Ces ajustements doivent toutefois être élaborés dans le contexte multilatéral du déséquilibre. Si la Chine fait partie des 90 pays et plus avec lesquels les Etats-Unis sont en déficit, les échanges commerciaux entre les Etats-Unis et la Chine représentent aujourd’hui 12% seulement de l’ensemble des échanges commerciaux de la Chine avec le reste du monde. Il est donc injustifié de faire une fixation sur les prix relatifs entre les deux nations – c’est-à-dire le taux de change – comme solution aux disparités fortement enracinées en matière d’épargne qui favorisent ces déséquilibres multilatéraux.
Certains des économistes américains les plus éminents sont cependant d’un avis opposé: ils prétendent qu’une réévaluation du yuan par rapport au dollar se traduirait non seulement par la création d’un million d’emplois aux Etats-Unis, mais aussi par la dynamisation d’une reprise par ailleurs anémique. Les économistes devraient faire preuve d’un peu plus de bon sens. La modification des prix relatifs représente le jeu à somme nulle par excellence.
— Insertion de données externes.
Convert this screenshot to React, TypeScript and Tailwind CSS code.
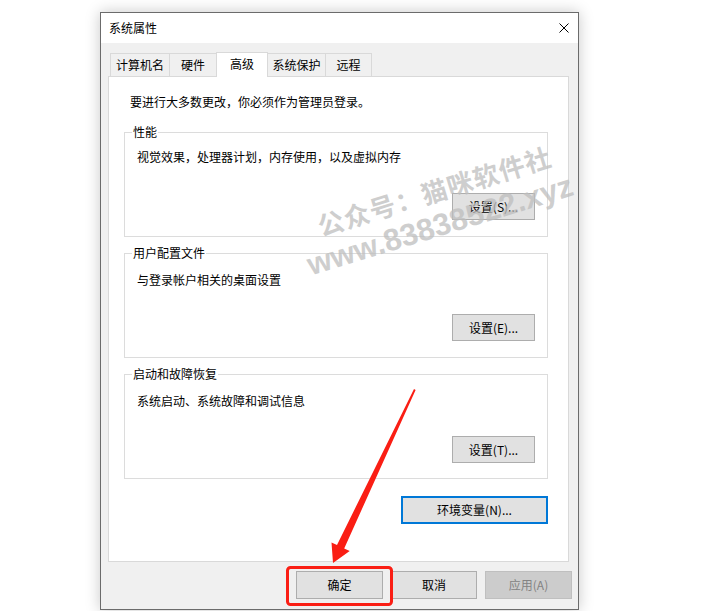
import React from "react";

function Btn({ label, className = "" }: { label: string; className?: string }) {
  return (
    <div
      className={`flex items-center justify-center bg-[#e1e1e1] border border-[#adadad] text-[12px] leading-[16px] text-black ${className}`}
    >
      {label}
    </div>
  );
}

function Group({
  title,
  text,
  btn,
  textMt,
  gap,
  className = "",
}: {
  title: string;
  text: string;
  btn: string;
  textMt: string;
  gap: string;
  className?: string;
}) {
  return (
    <fieldset className={`border border-[#dcdcdc] px-[7px] h-[113px] ${className}`}>
      <legend className="px-[1px] text-[12px] leading-[16px]">{title}</legend>
      <div className="pl-[5px] pr-[5px]">
        <div className={`${textMt} text-[12px] leading-[16px]`}>{text}</div>
        <div className={`flex justify-end ${gap}`}>
          <Btn label={btn} className="w-[83px] h-[27px]" />
        </div>
      </div>
    </fieldset>
  );
}

export default function App() {
  return (
    <div className="relative w-[702px] h-[611px] bg-white overflow-hidden pl-[100px] pt-[12px] font-['Noto_Sans_CJK_SC','Microsoft_YaHei',sans-serif] text-black">
      <div className="w-[479px] h-[598px] border border-[#6b6b6b] bg-[#f0f0f0] flex flex-col shadow-[0_0_14px_rgba(0,0,0,0.22)]">
        {/* title bar */}
        <div className="h-[30px] bg-white flex items-center justify-between pl-[8px] pr-[9px]">
          <span className="text-[12px] leading-[16px]">系统属性</span>
          <svg width="10" height="10" viewBox="0 0 10 10">
            <path d="M0.5 0.5 L9.5 9.5 M9.5 0.5 L0.5 9.5" stroke="#000" strokeWidth="1" fill="none" />
          </svg>
        </div>
        {/* body */}
        <div className="flex-1 pt-[9px] pl-[7px] pr-[9px] flex flex-col">
          <div className="flex items-end h-[24px] pl-[2px] text-[12px] leading-[16px]">
            <div className="w-[60px] h-[23px] border-l border-t border-r border-[#d9d9d9] flex items-center justify-center">计算机名</div>
            <div className="w-[46px] h-[23px] border-t border-[#d9d9d9] flex items-center justify-center">硬件</div>
            <div className="relative z-10 -mb-px w-[52px] h-[25px] border-l border-t border-r border-[#d9d9d9] bg-white flex items-center justify-center pb-[2px]">高级</div>
            <div className="w-[58px] h-[23px] border-t border-r border-[#d9d9d9] flex items-center justify-center">系统保护</div>
            <div className="w-[46px] h-[23px] border-t border-r border-[#d9d9d9] flex items-center justify-center">远程</div>
          </div>
          <div className="h-[486px] border border-[#d9d9d9] bg-white pl-[15px] pr-[20px] pt-[17px]">
            <div className="pl-[6px] text-[12px] leading-[16px]">要进行大多数更改，你必须作为管理员登录。</div>
            <Group
              className="mt-[14px]"
              title="性能"
              text="视觉效果，处理器计划，内存使用，以及虚拟内存"
              btn="设置(S)..."
              textMt="mt-[9px]"
              gap="mt-[28px]"
            />
            <Group
              className="mt-[8px]"
              title="用户配置文件"
              text="与登录帐户相关的桌面设置"
              btn="设置(E)..."
              textMt="mt-[11px]"
              gap="mt-[26px]"
            />
            <Group
              className="mt-[8px]"
              title="启动和故障恢复"
              text="系统启动、系统故障和调试信息"
              btn="设置(T)..."
              textMt="mt-[11px]"
              gap="mt-[27px]"
            />
            <div className="flex justify-end mt-[17px]">
              <div className="w-[147px] h-[28px] border-2 border-[#0078d7] bg-[#e1e1e1] flex items-center justify-center text-[12px] leading-[16px]">
                环境变量(N)...
              </div>
            </div>
          </div>
          <div className="mt-[9px] mr-[-3px] flex justify-end gap-[8px]">
            <Btn label="确定" className="w-[87px] h-[28px]" />
            <Btn label="取消" className="w-[86px] h-[28px]" />
            <div className="w-[87px] h-[28px] bg-[#cccccc] border border-[#bfbfbf] flex items-center justify-center text-[12px] leading-[16px] text-[#838383]">
              应用(A)
            </div>
          </div>
        </div>
      </div>

      {/* watermark */}
      <div className="absolute left-[318px] top-[212px] origin-[0_50%] rotate-[-17deg] whitespace-nowrap text-[26px] leading-[28px] font-bold tracking-[1px] text-[rgba(190,190,190,0.75)] pointer-events-none">
        公众号：猫咪软件社
      </div>
      <div className="absolute left-[308px] top-[250px] origin-[0_50%] rotate-[-17deg] whitespace-nowrap text-[31px] leading-[32px] font-bold font-['Liberation_Sans',sans-serif] text-[rgba(190,190,190,0.75)] pointer-events-none">
        www.83838522.xyz
      </div>

      {/* red arrow and box */}
      <svg className="absolute left-0 top-0 pointer-events-none" width="702" height="611" viewBox="0 0 702 611">
        <polygon
          points="414,389 415.6,390 344.2,548.4 349.7,551 333,563 331.5,542.5 337,545"
          fill="#fa1e14"
        />
        <rect x="287.5" y="567.5" width="104" height="37" rx="3" fill="none" stroke="#fa1e14" strokeWidth="3" />
      </svg>
    </div>
  );
}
L’ajustement des monnaies ou des prix relatifs entre deux nations n’est pas la panacée contre les déséquilibres structurels de l’économie mondiale. En revanche, il est nécessaire de modifier la répartition de l’épargne mondiale. Les Etats-Unis, en particulier, doivent réduire leur déficit et augmenter leur épargne personnelle, tandis que la Chine doit stimuler sa consommation intérieure privée.
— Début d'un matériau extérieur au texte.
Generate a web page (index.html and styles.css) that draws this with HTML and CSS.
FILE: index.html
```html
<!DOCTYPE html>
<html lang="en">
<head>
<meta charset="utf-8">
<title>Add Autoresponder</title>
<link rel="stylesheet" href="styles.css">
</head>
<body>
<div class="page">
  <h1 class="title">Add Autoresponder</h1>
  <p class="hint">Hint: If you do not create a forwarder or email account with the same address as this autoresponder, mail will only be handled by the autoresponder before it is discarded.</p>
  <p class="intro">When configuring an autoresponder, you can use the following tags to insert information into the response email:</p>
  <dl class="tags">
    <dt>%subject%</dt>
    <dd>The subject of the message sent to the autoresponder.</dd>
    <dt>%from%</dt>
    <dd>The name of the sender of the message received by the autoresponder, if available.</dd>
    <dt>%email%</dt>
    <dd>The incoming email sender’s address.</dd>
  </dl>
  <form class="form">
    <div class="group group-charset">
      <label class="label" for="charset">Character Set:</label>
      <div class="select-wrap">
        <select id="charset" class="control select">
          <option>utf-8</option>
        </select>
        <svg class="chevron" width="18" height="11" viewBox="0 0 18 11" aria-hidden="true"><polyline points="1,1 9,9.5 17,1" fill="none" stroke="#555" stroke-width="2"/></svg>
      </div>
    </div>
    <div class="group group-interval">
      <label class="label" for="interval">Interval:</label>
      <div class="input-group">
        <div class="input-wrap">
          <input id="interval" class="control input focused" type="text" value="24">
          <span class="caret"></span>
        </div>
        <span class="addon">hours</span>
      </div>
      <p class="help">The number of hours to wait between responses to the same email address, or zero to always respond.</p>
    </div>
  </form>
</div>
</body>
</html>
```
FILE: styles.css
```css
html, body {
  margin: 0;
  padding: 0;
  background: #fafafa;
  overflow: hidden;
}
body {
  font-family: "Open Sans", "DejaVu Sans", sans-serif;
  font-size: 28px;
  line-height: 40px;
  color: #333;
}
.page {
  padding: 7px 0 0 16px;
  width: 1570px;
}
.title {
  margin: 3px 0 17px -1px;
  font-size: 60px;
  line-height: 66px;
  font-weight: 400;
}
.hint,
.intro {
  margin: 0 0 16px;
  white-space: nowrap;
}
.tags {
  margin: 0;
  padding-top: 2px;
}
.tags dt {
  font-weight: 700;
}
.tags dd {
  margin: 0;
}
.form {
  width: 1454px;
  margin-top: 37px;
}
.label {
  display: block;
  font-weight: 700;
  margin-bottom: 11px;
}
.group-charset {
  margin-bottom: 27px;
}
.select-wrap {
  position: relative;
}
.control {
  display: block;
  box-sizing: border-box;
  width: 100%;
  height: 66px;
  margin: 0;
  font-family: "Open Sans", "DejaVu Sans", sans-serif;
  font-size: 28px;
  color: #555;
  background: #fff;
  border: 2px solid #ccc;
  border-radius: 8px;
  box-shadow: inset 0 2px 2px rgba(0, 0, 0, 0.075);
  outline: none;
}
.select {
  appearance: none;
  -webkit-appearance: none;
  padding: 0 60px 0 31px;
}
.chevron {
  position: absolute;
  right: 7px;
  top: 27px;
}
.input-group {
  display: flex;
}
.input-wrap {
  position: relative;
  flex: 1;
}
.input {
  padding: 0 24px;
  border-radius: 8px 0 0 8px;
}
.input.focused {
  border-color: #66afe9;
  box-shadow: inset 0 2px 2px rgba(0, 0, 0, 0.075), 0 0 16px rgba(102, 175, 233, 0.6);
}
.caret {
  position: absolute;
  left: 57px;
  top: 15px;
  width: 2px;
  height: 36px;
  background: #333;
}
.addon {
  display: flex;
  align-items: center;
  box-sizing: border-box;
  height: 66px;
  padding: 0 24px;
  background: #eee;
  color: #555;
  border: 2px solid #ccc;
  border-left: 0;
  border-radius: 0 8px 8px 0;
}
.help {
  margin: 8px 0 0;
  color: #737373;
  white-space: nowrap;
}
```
En faisant de la Chine un bouc émissaire, Washington risque de mettre le monde sur une pente glissante. Ce ne serait pas la première fois qu’un refus politique d’admettre la réalité reposerait sur une mauvaise compréhension de l’économie. Mais les conséquences d’une telle erreur – des frictions commerciales et le protectionnisme – feraient passer la crise de 2008-2009 pour un jeu d’enfants.